Take every line where the string "React" appears and copy it.

==*==

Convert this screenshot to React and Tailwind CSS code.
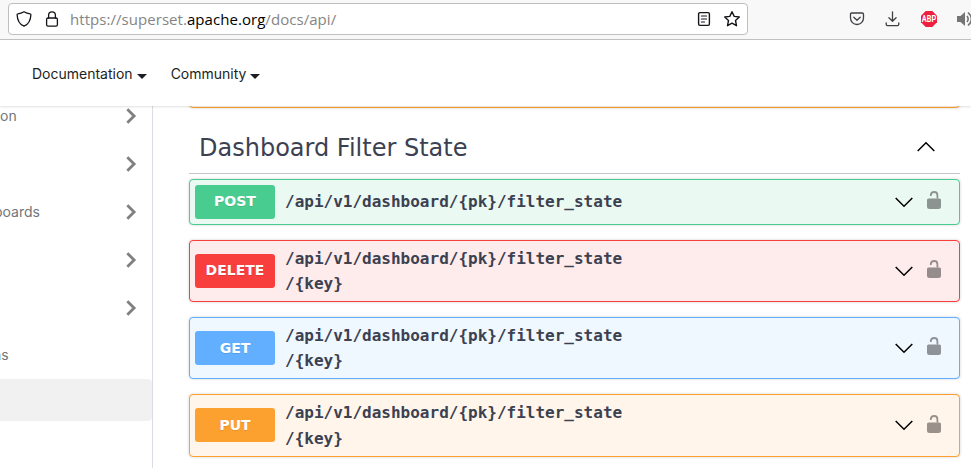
import React from "react";

const stroke = {
  fill: "none",
  stroke: "currentColor",
  strokeLinecap: "round",
  strokeLinejoin: "round",
};

function BrowserBar() {
  return (
    <div className="flex h-10 shrink-0 items-start border-b border-[#c2c2c2] bg-[#f8f8f8] pl-2 pt-[3px] text-[#15141a]">
      <div className="flex h-8 w-[740px] shrink-0 items-center rounded-[4px] border border-[#bfbfbf] bg-white pl-[7px] pr-[6px]">
        <svg width="16" height="16" viewBox="0 0 16 16" {...stroke} strokeWidth="1.3" className="shrink-0">
          <path d="M8 .8C6.2 2 3.8 2.7 1.8 2.8C1.3 2.8 1.1 3.2 1.1 3.7C1.3 9 3.5 13.2 8 15.2C12.5 13.2 14.7 9 14.9 3.7C14.9 3.2 14.7 2.8 14.2 2.8C12.2 2.7 9.8 2 8 .8Z" />
        </svg>
        <svg width="16" height="16" viewBox="0 0 16 16" {...stroke} strokeWidth="1.3" className="ml-3 shrink-0">
          <rect x="2.6" y="7" width="10.8" height="8.2" rx="1.4" />
          <path d="M4.6 7V4.2A3.4 3.4 0 0 1 11.4 4.2V7" />
        </svg>
        <div className="ml-[10px] whitespace-nowrap font-['Open_Sans',sans-serif] text-[15px] leading-5 tracking-[0.05px] text-[#858585]">
          https://superset.<span className="text-black">apache.org</span>/docs/api/
        </div>
        <svg width="16" height="16" viewBox="0 0 16 16" {...stroke} strokeWidth="1.4" className="ml-auto shrink-0">
          <rect x="2.6" y="1.6" width="10.8" height="12.8" rx="1.3" />
          <path d="M5.4 5H10.6M5.4 8H10.6M5.4 11H8.6" strokeWidth="1.1" />
        </svg>
        <svg width="18" height="18" viewBox="0 0 18 18" {...stroke} strokeWidth="1.4" className="ml-[11px] shrink-0">
          <path d="M9 1.7L11.2 6.4L16.3 7L12.5 10.5L13.5 15.7L9 13.2L4.5 15.7L5.5 10.5L1.7 7L6.8 6.4Z" />
        </svg>
      </div>
      <div className="flex h-8 items-center pl-[101px] text-[#3f3f44]">
        <svg width="16" height="16" viewBox="0 0 16 16" {...stroke} strokeWidth="1.3" className="shrink-0">
          <path d="M2.8 2H13.2Q14.5 2 14.5 3.3V7A6.5 6.5 0 0 1 1.5 7V3.3Q1.5 2 2.8 2Z" />
          <path d="M4.8 6.2L8 9.2L11.2 6.2" />
        </svg>
        <svg width="16" height="16" viewBox="0 0 16 16" {...stroke} strokeWidth="1.3" className="ml-5 shrink-0">
          <path d="M7.5 .8V10M3.9 6.8L7.5 10.2L11.1 6.8M1.2 11.8V13.2Q1.2 14.6 2.5 14.6H12.5Q13.8 14.6 13.8 13.2V11.8" />
        </svg>
        <svg width="16" height="16" viewBox="0 0 16 16" className="ml-5 shrink-0 overflow-visible">
          <path d="M4.7 0H11.3L16 4.7V11.3L11.3 16H4.7L0 11.3V4.7Z" fill="#ef1f41" />
          <text x="0.8" y="11" textLength="14.4" lengthAdjust="spacingAndGlyphs" fontSize="8.5" fontWeight="700" fontFamily="Roboto, sans-serif" fill="#fff">
            ABP
          </text>
        </svg>
        <svg width="18" height="16" viewBox="0 0 18 16" className="ml-5 shrink-0 text-[#757575]">
          <path d="M0 5H3.5L8 1V15L3.5 11H0Z" fill="currentColor" />
          <path d="M10 5Q12.3 8 10 11M11 1.5Q18 8 11 14.5" fill="none" stroke="currentColor" strokeWidth="1.6" />
        </svg>
      </div>
    </div>
  );
}

function NavItem({ label }) {
  return (
    <div className="flex items-center gap-1">
      <span>{label}</span>
      <svg width="10" height="5" viewBox="0 0 10 5" className="mt-[5px]">
        <path d="M0 0H10L5 5Z" fill="currentColor" />
      </svg>
    </div>
  );
}

function NavBar() {
  return (
    <nav className="z-10 flex h-[66px] shrink-0 items-center gap-6 bg-white pl-8 pr-8 pt-px font-['Inter',sans-serif] text-[14px] leading-5 text-[#1c1e21] shadow-[0_1px_2px_0_rgba(0,0,0,0.12)]">
      <NavItem label="Documentation" />
      <NavItem label="Community" />
    </nav>
  );
}

const sidebarRows = [
  { text: "on", shift: "ml-0", caret: true },
  { text: "", shift: "ml-0", caret: true },
  { text: "boards", shift: "-ml-[6px]", caret: true },
  { text: "", shift: "ml-0", caret: true },
  { text: "", shift: "ml-0", caret: true },
  { text: "ns", shift: "-ml-[7px]", caret: false },
];

function Sidebar() {
  return (
    <aside className="w-[153px] shrink-0 overflow-hidden border-r border-[#dadde1] font-['Inter',sans-serif] text-[14px] text-[#737679]">
      <div className="-mt-[14px] flex flex-col">
        {sidebarRows.map((row, i) => (
          <div key={i} className="flex h-12 items-center justify-between pr-[14px] last:h-[46px]">
            <span className={`pb-[2px] ${row.shift}`}>{row.text}</span>
            {row.caret && (
              <svg width="12" height="18" viewBox="0 0 12 18" className="text-[#808080]">
                <path d="M1.3 2.2L8.1 9L1.3 15.8" fill="none" stroke="currentColor" strokeWidth="2.8" />
              </svg>
            )}
          </div>
        ))}
      </div>
      <div className="mt-px h-[42px] rounded-r-[4px] bg-[#f1f1f1]" />
    </aside>
  );
}

function Arrow({ up = false }) {
  return (
    <svg width="20" height="20" viewBox="0 0 20 20" className="shrink-0 text-black">
      <path d={up ? "M1.7 14L10 5.7L18.3 14" : "M1.7 6L10 14.3L18.3 6"} fill="none" stroke="currentColor" strokeWidth="1.5" />
    </svg>
  );
}

function Unlock() {
  return (
    <svg width="14" height="19" viewBox="0 0 14 19" className="shrink-0 text-black opacity-40">
      <path d="M1.5 7.5H12.5Q14 7.5 14 9V15.5Q14 18 11.5 18H2.5Q0 18 0 15.5V9Q0 7.5 1.5 7.5Z" fill="currentColor" />
      <path d="M3.8 5V4.2Q4 1 7.2 1Q10.4 1 10.4 4.2V7.5" fill="none" stroke="currentColor" strokeWidth="1.8" />
    </svg>
  );
}

const operations = [
  { method: "POST", lines: ["/api/v1/dashboard/{pk}/filter_state"], box: "h-[46px] border-[#49cc90] bg-[#ebf9f3]", badge: "bg-[#49cc90] pb-px", arrow: "mb-0", lock: "pb-[3px]" },
  { method: "DELETE", lines: ["/api/v1/dashboard/{pk}/filter_state", "/{key}"], box: "h-[62px] border-[#f93e3e] bg-[#feebeb]", badge: "bg-[#f93e3e] pb-px", arrow: "mb-0", lock: "pb-[3px]" },
  { method: "GET", lines: ["/api/v1/dashboard/{pk}/filter_state", "/{key}"], box: "h-[62px] border-[#61affe] bg-[#eff7ff]", badge: "bg-[#61affe] pt-px", arrow: "mb-0", lock: "pb-[3px]" },
  { method: "PUT", lines: ["/api/v1/dashboard/{pk}/filter_state", "/{key}"], box: "h-[63px] border-[#fca130] bg-[#fff5ea]", badge: "mb-px bg-[#fca130]", arrow: "mb-px", lock: "pb-[2px]" },
];

function Operation({ method, lines, box, badge, arrow, lock }) {
  return (
    <div className={`flex shrink-0 items-center rounded-[4px] border pl-[5px] pr-[18px] shadow-[0_0_3px_rgba(0,0,0,0.19)] ${box}`}>
      <div className={`flex h-[34px] w-20 shrink-0 items-center justify-center rounded-[3px] font-['DejaVu_Sans',sans-serif] text-[14px] font-bold text-white [text-shadow:0_1px_0_rgba(0,0,0,0.1)] ${badge}`}>
        {method}
      </div>
      <div className="ml-[10px] flex flex-col whitespace-nowrap font-['DejaVu_Sans_Mono',monospace] text-[16px] font-bold leading-[25.4px] text-[#3b4151]">
        {lines.map((line) => (
          <span key={line}>{line}</span>
        ))}
      </div>
      <div className="ml-auto flex items-center gap-[13px]">
        <div className={arrow}>
          <Arrow />
        </div>
        <div className={lock}>
          <Unlock />
        </div>
      </div>
    </div>
  );
}

export default function App() {
  return (
    <div className="flex h-[468px] w-[971px] flex-col overflow-hidden bg-white">
      <BrowserBar />
      <NavBar />
      <div className="flex min-h-0 flex-1">
        <Sidebar />
        <main className="flex min-w-0 flex-1 flex-col overflow-hidden pl-9 pr-[11px]">
          <div className="-mt-[10px] h-3 shrink-0 rounded-[4px] border border-[#fca130] bg-[#fff5ea] shadow-[0_0_3px_rgba(0,0,0,0.19)]" />
          <div className="mt-3 flex h-[54px] shrink-0 items-center justify-between border-b border-[#c4c6cb] pl-[10px] pr-6">
            <h3 className="pt-[2px] font-['DejaVu_Sans',sans-serif] text-[24px] leading-8 text-[#3b4151]">Dashboard Filter State</h3>
            <Arrow up />
          </div>
          <div className="mt-[5px] flex flex-col gap-[15px]">
            {operations.map((op) => (
              <Operation key={op.method} {...op} />
            ))}
          </div>
        </main>
      </div>
    </div>
  );
}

==*==

WRITTEN REPLY -
Convert this screenshot to React and Tailwind CSS code.
import React from "react";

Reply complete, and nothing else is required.